Third, the senators who signed the letter also could be immune from prosecution under the speech or debate clause. They certainly would be immune if they inked their names on the floor of the Senate, agreed there to be added to the letter or submitted the letter into the Congressional Record. They probably also would be immune if they signed or agreed to the letter in the halls of a Senate office building (or any other Capitol Hill building) or in their Senate offices.
Steve Vladeck, a writer at Lawfare, says the desuetude doctrine—the laws not enforced for a long time become unenforceable—would bar a criminal prosecution under the Logan Act. He is mistaken. There is no such “laches” doctrine in federal criminal or constitutional law.
As the Supreme Court explained 60 years ago in District of Columbia v. John R. Thompson, Co., “[t]he failure of the executive branch to enforce a law does not result in its modification or repeal. . .The repeal of laws is as much a legislative function as their enactment,” and the modification or repeal of a law must comply with the same Article I Bicameralism and Presentment requirements necessary for it to have been enacted in the first place. (See Clinton v. New York.)
International Agreements
The Cotton letter also is sound on the merits. The Senate has to give its consent to a “treaty,” but not every international agreement can or should be so described. If the president and the British prime minister agree to take some type of action—say, putting more troops into a war that has already been authorized, such as Afghanistan—their agreement would not be deemed a treaty for purposes of the Senate’s advice and consent function.
It probably would be called an “executive agreement,” which need not be submitted to the Senate for ratification. A president also can repeal an executive agreement entered into by a predecessor, as the open letter states. What a president can create, a president can undo.
In addition, past administrations have taken the position that Senate consent is necessary for a treaty to go into effect but not for the president to rescind a treaty. The president has said he can do that on his own. In fact, President Bush repealed the Anti-Ballistic Missile treaty (on the grounds that the other signatory, the Soviet Union, no longer existed) and said that he did not need the Senate’s approval to do so. The Senate, of course, disagreed.

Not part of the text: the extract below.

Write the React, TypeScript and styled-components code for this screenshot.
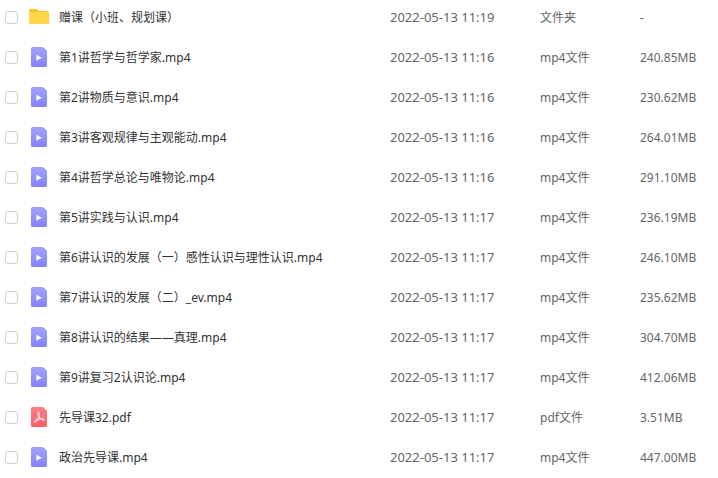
import React from "react";
import styled, { createGlobalStyle } from "styled-components";

type Kind = "folder" | "video" | "pdf";

interface FileEntry {
  name: string;
  kind: Kind;
  date: string;
  type: string;
  size: string;
}

const files: FileEntry[] = [
  { name: "赠课（小班、规划课）", kind: "folder", date: "2022-05-13 11:19", type: "文件夹", size: "-" },
  { name: "第1讲哲学与哲学家.mp4", kind: "video", date: "2022-05-13 11:16", type: "mp4文件", size: "240.85MB" },
  { name: "第2讲物质与意识.mp4", kind: "video", date: "2022-05-13 11:16", type: "mp4文件", size: "230.62MB" },
  { name: "第3讲客观规律与主观能动.mp4", kind: "video", date: "2022-05-13 11:16", type: "mp4文件", size: "264.01MB" },
  { name: "第4讲哲学总论与唯物论.mp4", kind: "video", date: "2022-05-13 11:16", type: "mp4文件", size: "291.10MB" },
  { name: "第5讲实践与认识.mp4", kind: "video", date: "2022-05-13 11:17", type: "mp4文件", size: "236.19MB" },
  { name: "第6讲认识的发展（一）感性认识与理性认识.mp4", kind: "video", date: "2022-05-13 11:17", type: "mp4文件", size: "246.10MB" },
  { name: "第7讲认识的发展（二）_ev.mp4", kind: "video", date: "2022-05-13 11:17", type: "mp4文件", size: "235.62MB" },
  { name: "第8讲认识的结果——真理.mp4", kind: "video", date: "2022-05-13 11:17", type: "mp4文件", size: "304.70MB" },
  { name: "第9讲复习2认识论.mp4", kind: "video", date: "2022-05-13 11:17", type: "mp4文件", size: "412.06MB" },
  { name: "先导课32.pdf", kind: "pdf", date: "2022-05-13 11:17", type: "pdf文件", size: "3.51MB" },
  { name: "政治先导课.mp4", kind: "video", date: "2022-05-13 11:17", type: "mp4文件", size: "447.00MB" },
];

const GlobalStyle = createGlobalStyle`
  * { box-sizing: border-box; }
  body {
    margin: 0;
    background: #fff;
    font-family: "Noto Sans", "Noto Sans CJK SC", sans-serif;
    font-size: 12px;
    line-height: 18px;
  }
`;

const Viewport = styled.main`
  max-height: 100vh;
  overflow: hidden;
`;

const FileTable = styled.table`
  width: 100%;
  table-layout: fixed;
  border-collapse: collapse;
`;

const Column = styled.col<{ $width?: number }>`
  width: ${({ $width }) => ($width ? `${$width}px` : "auto")};
`;

const Row = styled.tr`
  height: 40px;
`;

const Cell = styled.td`
  padding: 0 0 5px;
  color: #666;
  white-space: nowrap;
  vertical-align: middle;
`;

const DateCell = styled(Cell)`
  padding-bottom: 6px;
  font-size: 13px;
`;

const CheckCell = styled(Cell)`
  padding-left: 5px;
`;

const IconCell = styled(Cell)`
  padding-bottom: 6px;
`;

const NameCell = styled(Cell)`
  color: #333;
  overflow: hidden;
  text-overflow: ellipsis;
`;

const Checkbox = styled.input`
  appearance: none;
  display: block;
  width: 13px;
  height: 13px;
  margin: 0;
  border: 1px solid #d0d0d0;
  border-radius: 3px;
  background: #fff;

  &:checked {
    border-color: #8587ff;
    background: #8587ff;
  }
`;

const Icon = styled.svg`
  display: block;
  width: 22px;
  height: 20px;
`;

function FileIcon({ kind }: { kind: Kind }) {
  if (kind === "folder") {
    return (
      <Icon viewBox="0 0 22 20" aria-hidden="true">
        <path d="M1 4Q1 2 3 2h6l2 2h8.500Q21 4 21 5.500V8H1z" fill="#fec62d" />
        <path d="M1 5h18.800Q21 5 21 6.400v9Q21 17 19.400 17H2.600Q1 17 1 15.400z" fill="#ffd648" />
      </Icon>
    );
  }
  const pdf = kind === "pdf";
  return (
    <Icon viewBox="0 0 22 20" aria-hidden="true">
      <defs>
        <linearGradient id={`sheet-${kind}`} x1="0" y1="0" x2="0" y2="1">
          <stop offset="0" stopColor={pdf ? "#ff8087" : "#a2a4ff"} />
          <stop offset="1" stopColor={pdf ? "#ff5c67" : "#8284ff"} />
        </linearGradient>
      </defs>
      <path d="M4.500 0h10.500l4 4v14.500q0 1.500-1.500 1.500h-13Q3 20 3 18.500v-17Q3 0 4.500 0z" fill={`url(#sheet-${kind})`} />
      {pdf ? (
        <path
          d="M10.300 5c1.700-.2 1.200 2.300.8 4-.5 2.100-1.700 4.500-3.100 5.900-1.300 1-2.300-.3-1.200-1.200 2-1.500 5.800-2.200 8.500-1.700 1.600.4 1.200 1.600-.1 1.300-2-.6-4.500-3.200-5.100-5.600-.3-1.200-.5-2.500.2-2.700z"
          fill="none"
          stroke="#fff"
          strokeWidth="1"
          strokeLinejoin="round"
        />
      ) : (
        <path d="M8.500 8v5.500l5-2.750z" fill="#fff" stroke="#fff" strokeWidth=".4" strokeLinejoin="round" />
      )}
    </Icon>
  );
}

function FileRow({ file }: { file: FileEntry }) {
  return (
    <Row>
      <CheckCell>
        <Checkbox type="checkbox" aria-label={file.name} />
      </CheckCell>
      <IconCell>
        <FileIcon kind={file.kind} />
      </IconCell>
      <NameCell>{file.name}</NameCell>
      <DateCell>{file.date}</DateCell>
      <Cell>{file.type}</Cell>
      <Cell>{file.size}</Cell>
    </Row>
  );
}

export default function App() {
  return (
    <>
      <GlobalStyle />
      <Viewport lang="zh-CN">
        <FileTable>
          <colgroup>
            <Column $width={28} />
            <Column $width={31} />
            <Column />
            <Column $width={150} />
            <Column $width={100} />
            <Column $width={78} />
          </colgroup>
          <tbody>
            {files.map((file) => (
              <FileRow key={file.name} file={file} />
            ))}
          </tbody>
        </FileTable>
      </Viewport>
    </>
  );
}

By contrast, if the president enters into an international agreement that requires a change in U.S. statutory law—say, an agreement with one of the Castro brothers to lift the statutory embargo on goods bound for Cuba—then the executive agreement cannot take effect unless and until the Senate and the House pass a bill to modify the relevant provision(s) in the U.S. Code. The president cannot unilaterally declare a law invalid unless he finds it to be unconstitutional.
Internationalists like to complicate the issue by arguing that the president and the Senate—or sometimes the president alone—can adopt agreements with a foreign nation that have an effect on domestic U.S. law. They say, for instance, presidents could enter into an agreement with foreign nations to ban handguns in this country.
That argument does not even come close to being reasonable. Put aside the fact that the Second Amendment guarantees the right to possess a handgun in one’s home. No president can displace the constitutional lawmaking process, however much he may wish that he could.
Unlike what King John thought or what Judge Dredd proclaimed, the president is not “the law.” The Constitution is the nation’s fundamental law, and the president is subject to it. The power to supplement the Constitution by legislation resides with Congress under Article I. The president enjoys only whatever authority the Constitution or Congress grants him.
His principal domestic power is not to make the law, but to enforce it, which Article II signifies by directing the president to “take care that the laws be faithfully executed.”